太鼓台文化・研究ノート ~太鼓台文化圏に生きる~

<探求テーマ>①伝統文化・太鼓台の謎を解明すること。②人口減少&超高齢者社会下での太鼓台文化の活用について考えること。

『塩飽海域の太鼓台・緊急調査報告書』

2019年05月03日 | 紹介図書・冊子等

この冊子は2013年3月に発行したものです。(モノクロ95㌻ 観音寺太鼓台研究グループ編集・発行、公益財団法人福武財団・助成)

 

塩飽海域とは引用させていただいた略地図にあるように、香川県中讃地方の沖合いから岡山県水島灘にかけての海域の内、香川県に属する島々をさしている。(有人島は12島)

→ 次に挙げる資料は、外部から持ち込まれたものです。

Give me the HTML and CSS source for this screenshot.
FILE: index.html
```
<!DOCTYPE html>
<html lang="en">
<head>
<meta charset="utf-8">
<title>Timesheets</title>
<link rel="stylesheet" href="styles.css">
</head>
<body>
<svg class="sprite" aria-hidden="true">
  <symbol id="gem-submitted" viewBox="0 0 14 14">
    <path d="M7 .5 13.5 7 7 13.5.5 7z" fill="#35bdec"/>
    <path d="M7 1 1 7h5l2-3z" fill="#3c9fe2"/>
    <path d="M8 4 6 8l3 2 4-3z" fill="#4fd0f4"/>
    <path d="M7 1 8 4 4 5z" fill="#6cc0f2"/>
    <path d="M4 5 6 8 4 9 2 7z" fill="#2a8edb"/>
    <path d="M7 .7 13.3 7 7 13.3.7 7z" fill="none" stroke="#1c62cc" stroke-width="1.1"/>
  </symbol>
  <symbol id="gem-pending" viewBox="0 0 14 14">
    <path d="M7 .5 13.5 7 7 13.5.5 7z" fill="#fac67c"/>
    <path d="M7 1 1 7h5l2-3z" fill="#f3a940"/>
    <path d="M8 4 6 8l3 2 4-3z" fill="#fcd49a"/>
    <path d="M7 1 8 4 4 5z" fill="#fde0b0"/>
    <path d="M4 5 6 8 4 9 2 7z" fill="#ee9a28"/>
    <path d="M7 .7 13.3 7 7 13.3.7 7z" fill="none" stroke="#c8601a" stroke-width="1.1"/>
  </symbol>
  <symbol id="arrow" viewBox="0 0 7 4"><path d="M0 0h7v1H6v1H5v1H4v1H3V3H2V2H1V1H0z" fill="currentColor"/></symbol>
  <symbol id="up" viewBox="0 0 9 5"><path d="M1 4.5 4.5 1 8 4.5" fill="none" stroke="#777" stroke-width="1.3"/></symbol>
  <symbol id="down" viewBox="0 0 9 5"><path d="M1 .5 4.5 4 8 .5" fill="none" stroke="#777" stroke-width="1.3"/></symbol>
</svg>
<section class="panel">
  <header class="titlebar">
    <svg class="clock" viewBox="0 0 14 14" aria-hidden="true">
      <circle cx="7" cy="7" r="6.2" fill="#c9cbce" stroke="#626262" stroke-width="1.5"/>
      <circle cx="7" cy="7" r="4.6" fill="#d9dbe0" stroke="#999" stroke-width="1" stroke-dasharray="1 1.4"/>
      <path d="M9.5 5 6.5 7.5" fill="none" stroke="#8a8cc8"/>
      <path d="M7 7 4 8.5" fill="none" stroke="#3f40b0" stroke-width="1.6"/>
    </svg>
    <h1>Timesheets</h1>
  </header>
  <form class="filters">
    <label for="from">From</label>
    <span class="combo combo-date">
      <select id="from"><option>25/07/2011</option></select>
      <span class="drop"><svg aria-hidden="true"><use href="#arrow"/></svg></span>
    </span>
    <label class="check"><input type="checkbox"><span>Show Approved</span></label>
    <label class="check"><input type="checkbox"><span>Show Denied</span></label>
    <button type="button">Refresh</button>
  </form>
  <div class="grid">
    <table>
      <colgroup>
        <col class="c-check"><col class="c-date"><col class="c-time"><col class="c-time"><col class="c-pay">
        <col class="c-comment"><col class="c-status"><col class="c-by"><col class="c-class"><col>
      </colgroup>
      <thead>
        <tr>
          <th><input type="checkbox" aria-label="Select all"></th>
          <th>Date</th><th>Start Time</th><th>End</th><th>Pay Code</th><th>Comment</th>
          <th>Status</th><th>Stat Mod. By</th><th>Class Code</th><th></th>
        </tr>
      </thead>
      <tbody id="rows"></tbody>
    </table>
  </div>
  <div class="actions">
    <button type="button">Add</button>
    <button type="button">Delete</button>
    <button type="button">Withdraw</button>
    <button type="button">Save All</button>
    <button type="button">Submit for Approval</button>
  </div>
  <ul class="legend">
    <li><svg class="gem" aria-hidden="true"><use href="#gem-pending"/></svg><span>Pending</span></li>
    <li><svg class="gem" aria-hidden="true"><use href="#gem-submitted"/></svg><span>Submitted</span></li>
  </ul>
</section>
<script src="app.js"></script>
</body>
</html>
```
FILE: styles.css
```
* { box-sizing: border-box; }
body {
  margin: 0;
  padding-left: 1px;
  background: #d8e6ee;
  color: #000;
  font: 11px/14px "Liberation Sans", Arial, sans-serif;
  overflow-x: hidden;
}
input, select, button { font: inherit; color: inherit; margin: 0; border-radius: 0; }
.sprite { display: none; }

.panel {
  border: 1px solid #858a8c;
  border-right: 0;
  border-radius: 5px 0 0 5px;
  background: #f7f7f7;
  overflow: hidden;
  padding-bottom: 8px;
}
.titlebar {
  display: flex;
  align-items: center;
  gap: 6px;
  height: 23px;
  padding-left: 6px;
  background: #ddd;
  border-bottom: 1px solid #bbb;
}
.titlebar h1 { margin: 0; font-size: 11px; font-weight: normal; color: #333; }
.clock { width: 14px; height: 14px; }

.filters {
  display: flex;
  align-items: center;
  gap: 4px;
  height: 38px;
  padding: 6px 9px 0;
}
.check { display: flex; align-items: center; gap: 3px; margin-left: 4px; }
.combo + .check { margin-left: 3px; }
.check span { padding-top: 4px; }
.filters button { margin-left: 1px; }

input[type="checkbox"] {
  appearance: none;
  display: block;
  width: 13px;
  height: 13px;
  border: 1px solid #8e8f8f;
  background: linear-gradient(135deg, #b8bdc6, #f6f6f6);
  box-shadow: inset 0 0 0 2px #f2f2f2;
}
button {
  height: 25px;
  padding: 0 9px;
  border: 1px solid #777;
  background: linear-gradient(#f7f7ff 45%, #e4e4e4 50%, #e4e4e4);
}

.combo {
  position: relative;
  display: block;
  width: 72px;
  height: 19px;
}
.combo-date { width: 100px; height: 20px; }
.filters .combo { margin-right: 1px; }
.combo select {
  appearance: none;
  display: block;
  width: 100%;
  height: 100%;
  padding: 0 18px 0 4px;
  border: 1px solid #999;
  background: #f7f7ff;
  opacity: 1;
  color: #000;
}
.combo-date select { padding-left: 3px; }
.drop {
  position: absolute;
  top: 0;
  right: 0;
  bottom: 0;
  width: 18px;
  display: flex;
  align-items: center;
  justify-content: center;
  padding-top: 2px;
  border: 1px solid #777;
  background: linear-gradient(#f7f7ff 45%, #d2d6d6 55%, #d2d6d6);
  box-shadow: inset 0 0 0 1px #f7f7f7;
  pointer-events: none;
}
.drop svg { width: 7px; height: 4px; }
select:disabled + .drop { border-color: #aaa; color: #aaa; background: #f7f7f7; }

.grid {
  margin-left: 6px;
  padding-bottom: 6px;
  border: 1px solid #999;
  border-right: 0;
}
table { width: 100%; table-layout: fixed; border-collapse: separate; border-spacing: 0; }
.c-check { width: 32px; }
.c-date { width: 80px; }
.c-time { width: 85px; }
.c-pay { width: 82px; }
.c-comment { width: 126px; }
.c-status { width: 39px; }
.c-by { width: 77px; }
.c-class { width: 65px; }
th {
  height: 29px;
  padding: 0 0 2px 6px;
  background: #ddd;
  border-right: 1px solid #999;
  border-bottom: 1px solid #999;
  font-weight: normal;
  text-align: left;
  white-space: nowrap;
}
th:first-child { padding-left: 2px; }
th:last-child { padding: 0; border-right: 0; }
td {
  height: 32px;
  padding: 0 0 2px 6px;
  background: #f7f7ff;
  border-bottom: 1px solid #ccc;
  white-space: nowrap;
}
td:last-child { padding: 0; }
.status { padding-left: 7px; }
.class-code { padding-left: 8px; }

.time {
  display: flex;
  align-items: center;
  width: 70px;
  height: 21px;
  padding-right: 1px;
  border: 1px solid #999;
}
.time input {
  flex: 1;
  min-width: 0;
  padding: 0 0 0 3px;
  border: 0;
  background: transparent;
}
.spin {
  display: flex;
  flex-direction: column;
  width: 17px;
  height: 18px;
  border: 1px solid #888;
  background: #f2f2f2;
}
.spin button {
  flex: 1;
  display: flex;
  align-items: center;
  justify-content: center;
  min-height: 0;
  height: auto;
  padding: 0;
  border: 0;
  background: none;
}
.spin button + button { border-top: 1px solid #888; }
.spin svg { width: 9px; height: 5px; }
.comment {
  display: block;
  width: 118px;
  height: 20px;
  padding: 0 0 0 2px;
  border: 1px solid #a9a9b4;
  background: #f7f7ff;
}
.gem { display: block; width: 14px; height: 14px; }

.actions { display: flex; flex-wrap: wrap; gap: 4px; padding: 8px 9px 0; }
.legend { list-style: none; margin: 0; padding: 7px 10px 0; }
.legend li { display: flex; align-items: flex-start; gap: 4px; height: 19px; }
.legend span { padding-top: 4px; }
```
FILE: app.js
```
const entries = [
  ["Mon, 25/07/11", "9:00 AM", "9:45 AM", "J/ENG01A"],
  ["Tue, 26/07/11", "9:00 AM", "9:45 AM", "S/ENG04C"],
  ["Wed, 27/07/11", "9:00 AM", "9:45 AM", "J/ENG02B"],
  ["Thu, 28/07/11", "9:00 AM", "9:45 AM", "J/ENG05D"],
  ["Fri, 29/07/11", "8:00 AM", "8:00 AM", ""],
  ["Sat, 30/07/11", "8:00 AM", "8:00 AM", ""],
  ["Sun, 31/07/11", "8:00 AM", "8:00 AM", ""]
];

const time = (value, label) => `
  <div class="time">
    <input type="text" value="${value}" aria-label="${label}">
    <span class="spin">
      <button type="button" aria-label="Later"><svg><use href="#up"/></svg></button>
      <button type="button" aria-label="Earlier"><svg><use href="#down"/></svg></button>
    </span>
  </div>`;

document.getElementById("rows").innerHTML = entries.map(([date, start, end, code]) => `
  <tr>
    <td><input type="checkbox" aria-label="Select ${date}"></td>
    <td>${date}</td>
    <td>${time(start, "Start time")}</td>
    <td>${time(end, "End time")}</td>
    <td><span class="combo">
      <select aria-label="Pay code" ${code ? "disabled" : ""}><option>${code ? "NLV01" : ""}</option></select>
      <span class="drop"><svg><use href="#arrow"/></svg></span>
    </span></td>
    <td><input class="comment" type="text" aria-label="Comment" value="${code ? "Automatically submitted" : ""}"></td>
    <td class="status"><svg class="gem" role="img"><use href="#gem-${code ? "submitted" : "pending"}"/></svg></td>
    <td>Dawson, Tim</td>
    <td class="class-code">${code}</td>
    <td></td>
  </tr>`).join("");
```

海の大動脈・瀬戸内海にあって、古くは来島諸島(伊予-安芸)と共に海賊(水軍)の根拠地として名を馳せていた。江戸時代には、幕府米を運ぶ御用船として繁栄し、また〝人名の島〟(天領)としてもよく知られていた。略地図で引用させていただいた『塩飽大工』では、江戸初期に既に大規模な寺社を建築する等、大勢の出稼ぎの寺社大工を輩出した島々としても、近年は見直し作業が進んでいる。

この海域では過疎化や高齢化で太鼓台文化が過去のものとなりつつあるため、冊子では塩飽諸島の周辺に広げて、太鼓台の緊急調査を行なっている。西から、箱・粟島・志々島(三豊市)、真鍋島(笠岡市)、佐柳島・高見島(多度津町)、広島・本島小阪・本島笠島・牛島・塩屋(丸亀市、塩屋は陸地部)の11箇所である。

冊子を通して見えてきたことは、①島々では過疎化と高齢化及び人口減少が極度に進行し、限界集落化している地域も複数ある。②このエリアでは、太鼓台文化は過去の繁栄を偲ぶものとなってしまった感がある。③しかしながら、エリアには発達段階が中程度の屋根型及び蒲団型の太鼓台が伝承されている。④太鼓台の発展過程を追体験するには、一通りの整理・理解が必要なエリアである。